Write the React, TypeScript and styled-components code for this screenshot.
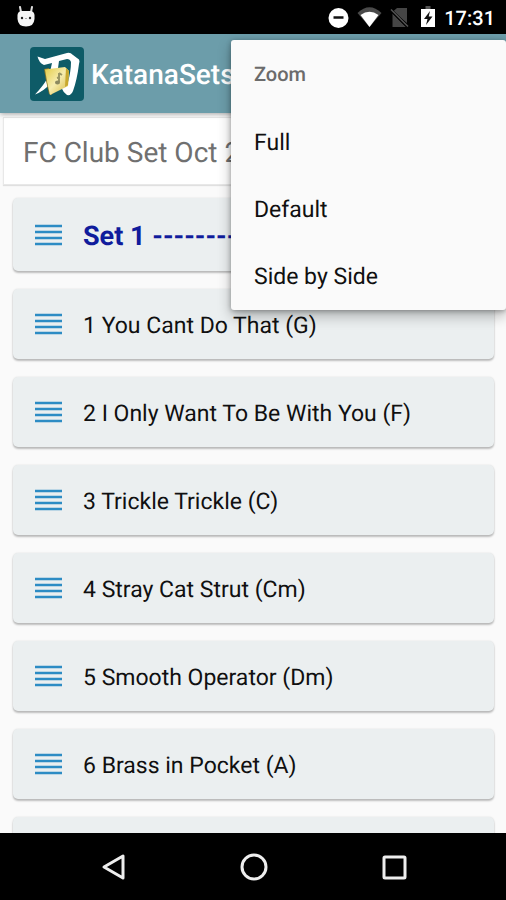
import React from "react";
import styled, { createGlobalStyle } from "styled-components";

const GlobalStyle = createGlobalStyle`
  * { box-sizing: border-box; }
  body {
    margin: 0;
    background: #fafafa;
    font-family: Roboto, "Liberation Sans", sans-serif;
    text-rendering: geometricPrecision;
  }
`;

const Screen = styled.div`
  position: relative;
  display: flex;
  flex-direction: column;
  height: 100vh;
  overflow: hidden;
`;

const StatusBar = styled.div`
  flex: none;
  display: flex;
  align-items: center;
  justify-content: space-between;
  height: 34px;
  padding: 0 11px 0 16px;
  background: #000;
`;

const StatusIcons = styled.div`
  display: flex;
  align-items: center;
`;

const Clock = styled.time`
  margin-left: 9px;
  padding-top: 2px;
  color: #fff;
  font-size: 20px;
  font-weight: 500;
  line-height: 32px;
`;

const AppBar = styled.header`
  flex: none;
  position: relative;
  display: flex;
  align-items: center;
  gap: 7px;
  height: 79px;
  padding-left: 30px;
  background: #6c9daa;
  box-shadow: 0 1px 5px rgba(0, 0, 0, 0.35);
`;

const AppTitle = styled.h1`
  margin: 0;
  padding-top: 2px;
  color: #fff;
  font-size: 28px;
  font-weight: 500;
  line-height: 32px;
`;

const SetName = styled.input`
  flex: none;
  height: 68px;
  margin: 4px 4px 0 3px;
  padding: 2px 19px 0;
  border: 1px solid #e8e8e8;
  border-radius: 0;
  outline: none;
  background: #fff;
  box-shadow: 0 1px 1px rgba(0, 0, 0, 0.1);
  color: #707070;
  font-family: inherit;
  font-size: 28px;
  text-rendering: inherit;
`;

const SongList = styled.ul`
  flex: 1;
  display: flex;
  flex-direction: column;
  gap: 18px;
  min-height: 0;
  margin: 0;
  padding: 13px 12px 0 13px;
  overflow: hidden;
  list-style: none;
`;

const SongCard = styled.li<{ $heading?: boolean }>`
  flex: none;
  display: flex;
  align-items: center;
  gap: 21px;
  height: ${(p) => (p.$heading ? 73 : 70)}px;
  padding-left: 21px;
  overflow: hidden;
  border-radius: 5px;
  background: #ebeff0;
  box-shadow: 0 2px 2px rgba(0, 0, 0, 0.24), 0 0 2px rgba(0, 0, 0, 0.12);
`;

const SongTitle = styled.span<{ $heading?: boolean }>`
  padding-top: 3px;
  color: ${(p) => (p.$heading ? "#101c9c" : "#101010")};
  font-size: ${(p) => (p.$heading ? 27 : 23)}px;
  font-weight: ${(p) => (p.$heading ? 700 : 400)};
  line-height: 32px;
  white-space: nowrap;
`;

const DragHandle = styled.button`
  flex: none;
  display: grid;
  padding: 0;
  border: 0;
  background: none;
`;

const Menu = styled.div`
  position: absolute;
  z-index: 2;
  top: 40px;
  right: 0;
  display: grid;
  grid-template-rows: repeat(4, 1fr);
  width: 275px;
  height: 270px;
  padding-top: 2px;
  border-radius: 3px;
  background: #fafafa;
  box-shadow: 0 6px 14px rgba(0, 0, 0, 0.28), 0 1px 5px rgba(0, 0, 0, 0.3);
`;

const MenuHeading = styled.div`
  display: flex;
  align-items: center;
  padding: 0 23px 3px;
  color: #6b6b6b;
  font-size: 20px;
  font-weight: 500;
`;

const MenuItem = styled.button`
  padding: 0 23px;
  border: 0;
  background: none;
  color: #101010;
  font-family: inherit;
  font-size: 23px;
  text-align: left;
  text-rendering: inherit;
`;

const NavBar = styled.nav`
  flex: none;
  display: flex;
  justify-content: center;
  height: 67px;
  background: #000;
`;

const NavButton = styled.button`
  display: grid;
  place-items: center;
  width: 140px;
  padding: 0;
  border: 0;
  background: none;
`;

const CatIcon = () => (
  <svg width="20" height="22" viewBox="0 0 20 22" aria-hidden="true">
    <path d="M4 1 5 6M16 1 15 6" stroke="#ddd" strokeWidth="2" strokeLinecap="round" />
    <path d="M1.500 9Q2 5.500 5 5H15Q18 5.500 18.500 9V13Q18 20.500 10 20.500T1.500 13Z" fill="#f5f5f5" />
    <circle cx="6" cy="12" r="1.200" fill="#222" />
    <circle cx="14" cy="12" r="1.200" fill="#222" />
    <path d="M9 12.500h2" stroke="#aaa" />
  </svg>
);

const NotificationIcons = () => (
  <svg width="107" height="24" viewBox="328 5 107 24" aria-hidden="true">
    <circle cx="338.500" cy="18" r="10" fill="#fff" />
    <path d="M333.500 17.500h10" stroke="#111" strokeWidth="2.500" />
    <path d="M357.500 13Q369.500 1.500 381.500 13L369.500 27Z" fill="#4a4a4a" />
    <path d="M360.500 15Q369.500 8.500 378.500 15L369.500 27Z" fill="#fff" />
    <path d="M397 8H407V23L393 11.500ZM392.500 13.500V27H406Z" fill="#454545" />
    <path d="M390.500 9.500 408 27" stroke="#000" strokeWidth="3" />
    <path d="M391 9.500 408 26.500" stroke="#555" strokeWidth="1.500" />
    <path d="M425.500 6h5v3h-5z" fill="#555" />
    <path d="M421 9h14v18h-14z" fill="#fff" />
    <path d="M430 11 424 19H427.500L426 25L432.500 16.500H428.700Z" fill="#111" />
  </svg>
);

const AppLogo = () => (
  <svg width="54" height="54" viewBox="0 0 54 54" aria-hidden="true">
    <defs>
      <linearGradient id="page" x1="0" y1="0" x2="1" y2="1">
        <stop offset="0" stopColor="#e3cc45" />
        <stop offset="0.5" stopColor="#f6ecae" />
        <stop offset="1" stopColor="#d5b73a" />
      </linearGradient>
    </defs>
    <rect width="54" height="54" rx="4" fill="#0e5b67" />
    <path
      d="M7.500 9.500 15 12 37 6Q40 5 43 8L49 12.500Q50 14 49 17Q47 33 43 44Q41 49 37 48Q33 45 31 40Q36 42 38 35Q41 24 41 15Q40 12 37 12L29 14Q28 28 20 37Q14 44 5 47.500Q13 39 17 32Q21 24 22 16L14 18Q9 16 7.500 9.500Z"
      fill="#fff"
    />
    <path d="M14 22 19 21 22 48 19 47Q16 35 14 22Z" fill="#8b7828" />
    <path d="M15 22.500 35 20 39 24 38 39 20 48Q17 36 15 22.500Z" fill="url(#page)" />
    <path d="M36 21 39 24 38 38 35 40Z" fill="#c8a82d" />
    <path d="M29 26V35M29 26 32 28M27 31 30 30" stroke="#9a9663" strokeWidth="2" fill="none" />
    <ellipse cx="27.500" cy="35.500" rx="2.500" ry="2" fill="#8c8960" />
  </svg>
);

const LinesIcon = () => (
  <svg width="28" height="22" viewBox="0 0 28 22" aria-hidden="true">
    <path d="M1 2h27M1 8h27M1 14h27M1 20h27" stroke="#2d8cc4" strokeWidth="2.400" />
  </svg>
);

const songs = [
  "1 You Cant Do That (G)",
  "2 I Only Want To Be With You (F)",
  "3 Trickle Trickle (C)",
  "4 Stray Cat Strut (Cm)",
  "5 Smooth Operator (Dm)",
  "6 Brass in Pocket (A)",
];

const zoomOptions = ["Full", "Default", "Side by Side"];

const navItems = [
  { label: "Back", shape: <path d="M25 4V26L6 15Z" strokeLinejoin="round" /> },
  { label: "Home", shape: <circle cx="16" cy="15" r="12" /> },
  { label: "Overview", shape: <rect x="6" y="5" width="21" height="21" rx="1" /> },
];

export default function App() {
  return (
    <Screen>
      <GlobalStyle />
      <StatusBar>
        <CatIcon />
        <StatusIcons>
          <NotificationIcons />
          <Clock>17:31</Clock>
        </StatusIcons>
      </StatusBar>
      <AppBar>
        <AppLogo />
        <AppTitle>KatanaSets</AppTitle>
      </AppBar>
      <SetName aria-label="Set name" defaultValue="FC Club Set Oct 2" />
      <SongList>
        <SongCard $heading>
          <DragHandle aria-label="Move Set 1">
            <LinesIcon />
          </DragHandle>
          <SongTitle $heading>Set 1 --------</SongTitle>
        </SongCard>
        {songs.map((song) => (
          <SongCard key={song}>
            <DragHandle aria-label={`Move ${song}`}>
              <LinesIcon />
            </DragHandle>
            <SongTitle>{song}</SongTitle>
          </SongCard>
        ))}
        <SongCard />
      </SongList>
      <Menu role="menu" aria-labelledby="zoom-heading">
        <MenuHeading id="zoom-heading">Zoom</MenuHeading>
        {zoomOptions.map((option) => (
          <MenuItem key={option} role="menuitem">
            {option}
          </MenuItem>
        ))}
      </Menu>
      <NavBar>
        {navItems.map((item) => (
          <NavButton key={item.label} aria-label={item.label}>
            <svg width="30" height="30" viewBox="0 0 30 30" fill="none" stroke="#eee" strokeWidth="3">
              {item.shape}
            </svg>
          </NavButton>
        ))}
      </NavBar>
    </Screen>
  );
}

...

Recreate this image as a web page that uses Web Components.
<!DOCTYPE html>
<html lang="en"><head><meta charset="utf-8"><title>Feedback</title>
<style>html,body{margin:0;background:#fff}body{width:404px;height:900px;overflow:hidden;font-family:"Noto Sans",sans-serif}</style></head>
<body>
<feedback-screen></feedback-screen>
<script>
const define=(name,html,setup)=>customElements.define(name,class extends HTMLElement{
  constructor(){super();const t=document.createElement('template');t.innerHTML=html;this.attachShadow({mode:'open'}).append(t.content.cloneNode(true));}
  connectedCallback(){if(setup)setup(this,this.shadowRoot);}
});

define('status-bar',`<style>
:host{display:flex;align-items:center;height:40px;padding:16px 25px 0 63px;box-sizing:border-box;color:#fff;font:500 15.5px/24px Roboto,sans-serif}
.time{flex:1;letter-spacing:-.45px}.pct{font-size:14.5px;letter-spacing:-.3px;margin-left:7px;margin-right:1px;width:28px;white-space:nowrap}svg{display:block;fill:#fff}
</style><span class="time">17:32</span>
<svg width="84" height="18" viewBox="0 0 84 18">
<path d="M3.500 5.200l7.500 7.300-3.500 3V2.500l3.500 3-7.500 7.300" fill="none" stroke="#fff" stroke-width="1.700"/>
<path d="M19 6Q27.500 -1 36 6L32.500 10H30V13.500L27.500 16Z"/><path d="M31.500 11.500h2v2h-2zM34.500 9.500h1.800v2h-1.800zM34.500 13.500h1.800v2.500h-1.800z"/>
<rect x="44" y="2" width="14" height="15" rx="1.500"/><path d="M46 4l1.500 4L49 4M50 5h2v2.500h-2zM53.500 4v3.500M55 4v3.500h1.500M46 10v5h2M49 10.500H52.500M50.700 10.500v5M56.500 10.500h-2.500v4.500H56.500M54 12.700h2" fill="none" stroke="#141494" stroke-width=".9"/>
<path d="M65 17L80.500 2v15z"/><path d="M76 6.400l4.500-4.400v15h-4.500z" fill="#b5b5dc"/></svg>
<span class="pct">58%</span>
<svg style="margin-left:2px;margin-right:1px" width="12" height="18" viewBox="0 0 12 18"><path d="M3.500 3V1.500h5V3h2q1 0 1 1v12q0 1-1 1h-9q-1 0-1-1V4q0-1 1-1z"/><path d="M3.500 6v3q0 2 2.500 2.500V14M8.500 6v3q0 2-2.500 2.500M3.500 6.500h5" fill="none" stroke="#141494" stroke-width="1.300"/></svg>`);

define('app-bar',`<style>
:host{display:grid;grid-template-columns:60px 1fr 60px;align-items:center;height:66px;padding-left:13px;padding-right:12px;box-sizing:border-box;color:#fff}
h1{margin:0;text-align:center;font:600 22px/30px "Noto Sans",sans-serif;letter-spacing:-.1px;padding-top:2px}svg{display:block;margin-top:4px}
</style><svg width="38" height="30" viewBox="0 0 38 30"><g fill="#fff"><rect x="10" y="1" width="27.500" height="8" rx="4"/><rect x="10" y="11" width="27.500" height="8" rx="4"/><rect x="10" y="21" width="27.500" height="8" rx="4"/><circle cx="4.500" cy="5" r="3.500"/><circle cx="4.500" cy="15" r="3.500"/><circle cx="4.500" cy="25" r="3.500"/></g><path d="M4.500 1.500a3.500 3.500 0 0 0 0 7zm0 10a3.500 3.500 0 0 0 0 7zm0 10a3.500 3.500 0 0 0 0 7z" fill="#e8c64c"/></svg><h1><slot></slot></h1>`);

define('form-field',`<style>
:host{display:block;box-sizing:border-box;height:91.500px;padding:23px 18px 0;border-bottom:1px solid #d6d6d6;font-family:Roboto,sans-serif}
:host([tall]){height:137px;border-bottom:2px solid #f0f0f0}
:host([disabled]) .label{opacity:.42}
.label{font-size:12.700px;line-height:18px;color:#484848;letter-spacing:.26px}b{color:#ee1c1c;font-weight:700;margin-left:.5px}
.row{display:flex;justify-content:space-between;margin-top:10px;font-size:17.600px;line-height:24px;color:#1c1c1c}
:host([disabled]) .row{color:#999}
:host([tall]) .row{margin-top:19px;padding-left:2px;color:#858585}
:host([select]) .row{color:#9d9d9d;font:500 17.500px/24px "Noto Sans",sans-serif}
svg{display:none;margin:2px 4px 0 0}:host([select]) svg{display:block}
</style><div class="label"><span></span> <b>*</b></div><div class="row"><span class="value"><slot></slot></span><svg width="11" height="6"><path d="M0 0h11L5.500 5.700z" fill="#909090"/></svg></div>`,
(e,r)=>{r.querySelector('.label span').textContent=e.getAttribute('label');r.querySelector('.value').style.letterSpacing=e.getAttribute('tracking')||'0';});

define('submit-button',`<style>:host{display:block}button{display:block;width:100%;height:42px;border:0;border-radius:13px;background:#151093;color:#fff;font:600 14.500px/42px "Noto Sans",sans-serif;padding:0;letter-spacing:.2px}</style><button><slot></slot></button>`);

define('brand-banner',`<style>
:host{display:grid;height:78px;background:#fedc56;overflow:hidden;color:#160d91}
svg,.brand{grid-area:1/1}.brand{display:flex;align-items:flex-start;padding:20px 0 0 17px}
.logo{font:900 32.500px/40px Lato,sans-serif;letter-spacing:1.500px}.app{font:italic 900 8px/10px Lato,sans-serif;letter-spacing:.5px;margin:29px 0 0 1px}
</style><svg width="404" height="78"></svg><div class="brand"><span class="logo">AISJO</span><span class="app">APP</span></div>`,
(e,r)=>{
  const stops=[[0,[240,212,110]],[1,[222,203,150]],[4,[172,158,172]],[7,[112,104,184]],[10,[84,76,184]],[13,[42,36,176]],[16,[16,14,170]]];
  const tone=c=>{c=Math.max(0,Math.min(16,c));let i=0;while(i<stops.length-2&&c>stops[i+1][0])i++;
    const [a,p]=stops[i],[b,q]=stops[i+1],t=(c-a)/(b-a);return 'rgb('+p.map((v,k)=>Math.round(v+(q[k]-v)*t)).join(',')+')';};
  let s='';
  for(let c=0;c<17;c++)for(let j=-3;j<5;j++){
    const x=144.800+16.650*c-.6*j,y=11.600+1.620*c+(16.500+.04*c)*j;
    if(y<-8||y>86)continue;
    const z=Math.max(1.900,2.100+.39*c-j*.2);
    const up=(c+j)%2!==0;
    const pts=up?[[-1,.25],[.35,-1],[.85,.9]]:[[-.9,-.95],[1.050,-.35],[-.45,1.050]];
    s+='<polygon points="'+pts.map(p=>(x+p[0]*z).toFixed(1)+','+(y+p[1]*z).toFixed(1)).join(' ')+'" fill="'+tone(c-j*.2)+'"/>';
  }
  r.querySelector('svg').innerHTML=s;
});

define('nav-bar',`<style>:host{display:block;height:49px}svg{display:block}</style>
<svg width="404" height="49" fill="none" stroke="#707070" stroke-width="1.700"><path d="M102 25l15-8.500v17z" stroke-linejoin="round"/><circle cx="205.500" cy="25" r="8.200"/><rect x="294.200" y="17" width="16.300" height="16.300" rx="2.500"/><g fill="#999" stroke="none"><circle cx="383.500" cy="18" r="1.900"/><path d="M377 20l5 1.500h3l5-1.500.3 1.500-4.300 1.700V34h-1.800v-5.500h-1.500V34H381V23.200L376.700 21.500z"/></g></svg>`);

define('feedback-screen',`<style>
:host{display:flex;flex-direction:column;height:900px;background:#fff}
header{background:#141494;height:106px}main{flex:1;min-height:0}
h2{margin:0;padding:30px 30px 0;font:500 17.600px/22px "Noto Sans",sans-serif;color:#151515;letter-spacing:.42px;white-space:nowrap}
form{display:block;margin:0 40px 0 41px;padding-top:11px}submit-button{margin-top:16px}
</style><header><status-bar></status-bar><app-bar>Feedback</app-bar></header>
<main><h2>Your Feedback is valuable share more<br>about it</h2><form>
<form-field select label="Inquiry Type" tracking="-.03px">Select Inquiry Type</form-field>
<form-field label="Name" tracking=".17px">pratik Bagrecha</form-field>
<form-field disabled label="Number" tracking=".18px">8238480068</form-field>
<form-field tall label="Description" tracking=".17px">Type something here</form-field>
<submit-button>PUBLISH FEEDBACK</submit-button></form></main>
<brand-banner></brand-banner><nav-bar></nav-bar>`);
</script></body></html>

- **Set exercise**
The lines to be given again exactly are those from the one containing "Recreate this image" up to and including the one containing "3V1.500h5V3h2q1 0 1".

- **Output of the task**
Recreate this image as a web page that uses Web Components.
<!DOCTYPE html>
<html lang="en"><head><meta charset="utf-8"><title>Feedback</title>
<style>html,body{margin:0;background:#fff}body{width:404px;height:900px;overflow:hidden;font-family:"Noto Sans",sans-serif}</style></head>
<body>
<feedback-screen></feedback-screen>
<script>
const define=(name,html,setup)=>customElements.define(name,class extends HTMLElement{
  constructor(){super();const t=document.createElement('template');t.innerHTML=html;this.attachShadow({mode:'open'}).append(t.content.cloneNode(true));}
  connectedCallback(){if(setup)setup(this,this.shadowRoot);}
});

define('status-bar',`<style>
:host{display:flex;align-items:center;height:40px;padding:16px 25px 0 63px;box-sizing:border-box;color:#fff;font:500 15.5px/24px Roboto,sans-serif}
.time{flex:1;letter-spacing:-.45px}.pct{font-size:14.5px;letter-spacing:-.3px;margin-left:7px;margin-right:1px;width:28px;white-space:nowrap}svg{display:block;fill:#fff}
</style><span class="time">17:32</span>
<svg width="84" height="18" viewBox="0 0 84 18">
<path d="M3.500 5.200l7.500 7.300-3.500 3V2.500l3.500 3-7.500 7.300" fill="none" stroke="#fff" stroke-width="1.700"/>
<path d="M19 6Q27.500 -1 36 6L32.500 10H30V13.500L27.500 16Z"/><path d="M31.500 11.500h2v2h-2zM34.500 9.500h1.800v2h-1.800zM34.500 13.500h1.800v2.500h-1.800z"/>
<rect x="44" y="2" width="14" height="15" rx="1.500"/><path d="M46 4l1.500 4L49 4M50 5h2v2.500h-2zM53.500 4v3.500M55 4v3.500h1.500M46 10v5h2M49 10.500H52.500M50.700 10.500v5M56.500 10.500h-2.500v4.500H56.500M54 12.700h2" fill="none" stroke="#141494" stroke-width=".9"/>
<path d="M65 17L80.500 2v15z"/><path d="M76 6.400l4.500-4.400v15h-4.500z" fill="#b5b5dc"/></svg>
<span class="pct">58%</span>
<svg style="margin-left:2px;margin-right:1px" width="12" height="18" viewBox="0 0 12 18"><path d="M3.500 3V1.500h5V3h2q1 0 1 1v12q0 1-1 1h-9q-1 0-1-1V4q0-1 1-1z"/><path d="M3.500 6v3q0 2 2.500 2.500V14M8.500 6v3q0 2-2.500 2.500M3.500 6.500h5" fill="none" stroke="#141494" stroke-width="1.300"/></svg>`);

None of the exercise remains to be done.